## WRITTEN TASK
Retype, exactly as they stand, the lines from the start of the data to the line that contains "FaImage, FaCalendar, FaClock", both ends included. Leave the pictures out.

## SOURCE DATA
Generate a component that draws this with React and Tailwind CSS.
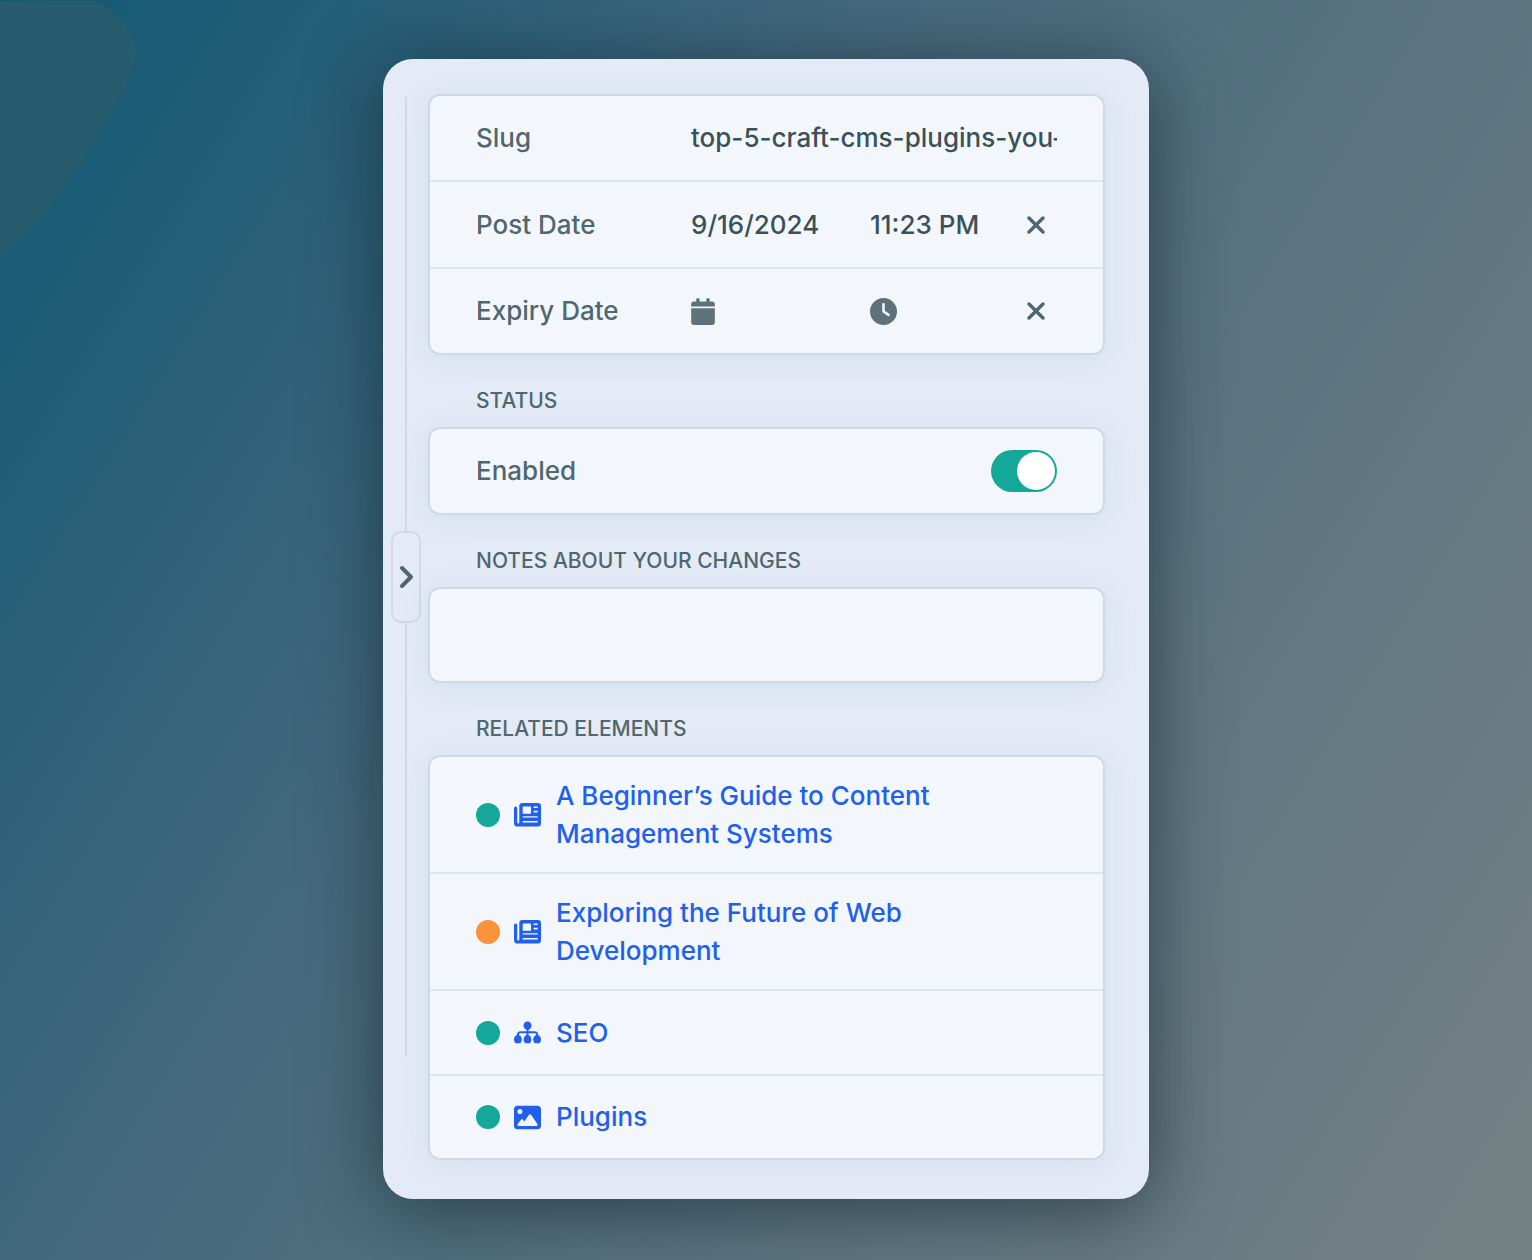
import React, { useState } from 'react';
import { FaImage, FaCalendar, FaClock } from 'react-icons/fa6';

const links = [
  { title: 'A Beginner’s Guide to Content Management Systems', icon: 'news', status: 'live', height: 'h-[117px]' },
  { title: 'Exploring the Future of Web Development', icon: 'news', status: 'pending', height: 'h-[117px]' },
  { title: 'SEO', icon: 'tree', status: 'live', height: 'h-[85px]' },
  { title: 'Plugins', icon: 'image', status: 'live', height: 'h-[82px]' },
];

function TreeIcon() {
  return (
    <svg viewBox="0 0 27 24" className="h-6 w-[27px]" fill="currentColor" aria-hidden="true">
      <path d="M13.5 .6c2.4 0 4 1.800 4 4 0 1.900-1.200 3.700-2.700 4.100h-2.600c-1.500-.4-2.700-2.200-2.700-4.100 0-2.200 1.600-4 4-4Z" />
      <path d="M3.900 14c2.300 0 3.900 2 3.900 4.400 0 1.600-.8 3.200-1.900 3.900h-4C.8 21.600 0 20 0 18.400 0 16 1.600 14 3.900 14Z" />
      <path d="M13.500 14c2.300 0 3.900 2 3.900 4.400 0 1.600-.8 3.200-1.900 3.900h-4c-1.100-.7-1.900-2.300-1.900-3.900 0-2.400 1.600-4.400 3.900-4.400Z" />
      <path d="M23.100 14c2.300 0 3.900 2 3.900 4.400 0 1.600-.8 3.200-1.900 3.900h-4c-1.100-.7-1.900-2.300-1.900-3.900 0-2.400 1.600-4.400 3.900-4.400Z" />
      <path d="M13.500 7v11M3.900 17v-3.300a2.400 2.400 0 0 1 2.400-2.400h14.400a2.400 2.400 0 0 1 2.400 2.400V17" fill="none" stroke="currentColor" strokeWidth="2" />
    </svg>
  );
}

function NewsIcon() {
  return (
    <svg viewBox="0 0 27 24" className="h-6 w-[27px]" fill="currentColor" aria-hidden="true">
      <path
        fillRule="evenodd"
        d="M8.300 0H24a3 3 0 0 1 3 3v17.500a3 3 0 0 1-3 3H3.600A3.600 3.600 0 0 1 0 19.900V5a1.500 1.500 0 0 1 3.200 0v14.500a1 1 0 0 0 2.100 0V3a3 3 0 0 1 3-3ZM9.200 3.400a.5.500 0 0 0-.5.500v6.400a.5.500 0 0 0 .5.500h7.300a.5.500 0 0 0 .5-.5V3.900a.5.500 0 0 0-.5-.5ZM19.600 3.500v1.500h4V3.500ZM19.600 7.800v1.600h4V7.800ZM8.700 13.200v1.300h15V13.200ZM8.700 17.900v1.600h15v-1.600Z"
      />
    </svg>
  );
}

function LinkIcon({ kind }) {
  if (kind === 'tree') return <TreeIcon />;
  if (kind === 'image') return <FaImage className="size-[27px]" aria-hidden="true" />;
  return <NewsIcon />;
}

function Panel({ children }) {
  return (
    <div className="divide-y-2 divide-[#dfe5ed] rounded-xl border-2 border-[#cfd9e5] bg-[#f3f7fc] shadow-[0_4px_28px_rgba(180,195,225,0.35)]">
      {children}
    </div>
  );
}

function Heading({ children, id }) {
  return <h2 id={id} className="px-12 text-[21px] leading-7 text-[#51676f] uppercase">{children}</h2>;
}

function ClearButton({ label }) {
  return (
    <button type="button" aria-label={label} className="ml-auto flex w-[42px] justify-center text-[#51676f]">
      <svg viewBox="0 0 20 20" className="size-5" fill="none" stroke="currentColor" strokeWidth="3.500" strokeLinecap="round" aria-hidden="true">
        <path d="M3 3L17 17M17 3L3 17" />
      </svg>
    </button>
  );
}

export default function App() {
  const [enabled, setEnabled] = useState(true);
  return (
    <main className="relative flex min-h-screen justify-center overflow-hidden bg-[linear-gradient(122deg,#125874_0%,#2a6078_19%,#46697d_38%,#5e7682_68%,#748184_100%)] py-[59px] font-['Inter',sans-serif] text-[26px] leading-[38px] font-[450] text-[#51676f]">
      <svg className="absolute top-0 left-0 h-64 w-36" viewBox="0 0 144 256" aria-hidden="true">
        <path d="M0 1H95Q125 15 135 44Q138 60 128 80L110 115L87 150L82 165L60 190L48 213L2 256H0Z" fill="#275b6e" />
      </svg>
      <div className="relative flex w-1/2 min-w-[740px] self-start rounded-[30px] bg-[#e4ebf6] shadow-[0_10px_76px_0_rgba(15,35,45,0.66)]">
        <div className="flex w-[45px] shrink-0 flex-col items-center pt-[38px] pb-[142px] pl-px">
          <div className="w-0.5 flex-1 bg-[#d0d9e5]" />
          <button type="button" aria-label="Collapse details" className="flex h-[92px] w-[30px] items-center justify-center rounded-[10px] border-2 border-[#d0d9e5]">
            <svg viewBox="0 0 16 26" className="h-[26px] w-4 shrink-0" fill="none" stroke="#51676f" strokeWidth="4" strokeLinecap="round" strokeLinejoin="round" aria-hidden="true">
              <path d="M4 4L13 13L4 22" />
            </svg>
          </button>
          <div className="w-0.5 flex-1 bg-[#d0d9e5]" />
        </div>

        <div className="min-w-0 flex-1 pt-[35px] pr-11 pb-[39px]">
          <Panel>
            <div className="flex h-[86px] items-center px-[46px]">
              <label htmlFor="slug" className="w-[215px] shrink-0">Slug</label>
              <input id="slug" type="text" defaultValue="top-5-craft-cms-plugins-you-need" className="min-w-0 flex-1 bg-transparent text-[#3b515a] outline-none" />
            </div>
            <div className="flex h-[87px] items-center px-[46px]">
              <label htmlFor="post-date" className="w-[215px] shrink-0">Post Date</label>
              <input id="post-date" type="text" defaultValue="9/16/2024" className="w-[179px] bg-transparent text-[#3b515a] outline-none" />
              <input aria-label="Post time" type="text" defaultValue="11:23 PM" className="w-[130px] bg-transparent text-[#3b515a] outline-none" />
              <ClearButton label="Clear post date" />
            </div>
            <div className="flex h-[84px] items-center px-[46px]">
              <span className="w-[215px] shrink-0">Expiry Date</span>
              <button type="button" aria-label="Pick expiry date" className="w-[179px] text-[#5d727b]"><FaCalendar className="h-[27px] w-6" /></button>
              <button type="button" aria-label="Pick expiry time" className="w-[130px] text-[#5d727b]"><FaClock className="size-[27px]" /></button>
              <ClearButton label="Clear expiry date" />
            </div>
          </Panel>

          <div className="mt-8 flex flex-col gap-3">
            <Heading>Status</Heading>
            <Panel>
              <div className="flex h-[84px] items-center justify-between px-[46px]">
                <label htmlFor="enabled">Enabled</label>
                <input
                  id="enabled"
                  type="checkbox"
                  role="switch"
                  checked={enabled}
                  onChange={(e) => setEnabled(e.target.checked)}
                  className="flex h-[42px] w-[66px] cursor-pointer appearance-none items-center rounded-full bg-[#9aa9b5] px-0.5 before:size-[38px] before:rounded-full before:bg-white before:content-[''] checked:justify-end checked:bg-[#14a89a]"
                />
              </div>
            </Panel>
          </div>

          <div className="mt-8 flex flex-col gap-3">
            <Heading id="notes-heading">Notes about your changes</Heading>
            <Panel>
              <textarea aria-labelledby="notes-heading" rows={1} className="block h-[92px] w-full resize-none rounded-xl bg-transparent px-[46px] py-6 outline-none" />
            </Panel>
          </div>

          <section className="mt-8 flex flex-col gap-3" aria-labelledby="related-heading">
            <Heading id="related-heading">Related elements</Heading>
            <Panel>
              {links.map((link) => (
                <div key={link.title} className={`flex items-center px-[46px] ${link.height}`}>
                  <span className={link.status === 'live' ? 'size-6 shrink-0 rounded-full bg-[#14a89a]' : 'size-6 shrink-0 rounded-full bg-[#fb923c]'} />
                  <a href="#" className="flex items-center gap-[15px] pl-[14px] text-[#2160ed]">
                    <span className="shrink-0"><LinkIcon kind={link.icon} /></span>
                    <span className="max-w-[400px]">{link.title}</span>
                  </a>
                </div>
              ))}
            </Panel>
          </section>
        </div>
      </div>
    </main>
  );
}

## FINISHED EXERCISE
Generate a component that draws this with React and Tailwind CSS.
import React, { useState } from 'react';
import { FaImage, FaCalendar, FaClock } from 'react-icons/fa6';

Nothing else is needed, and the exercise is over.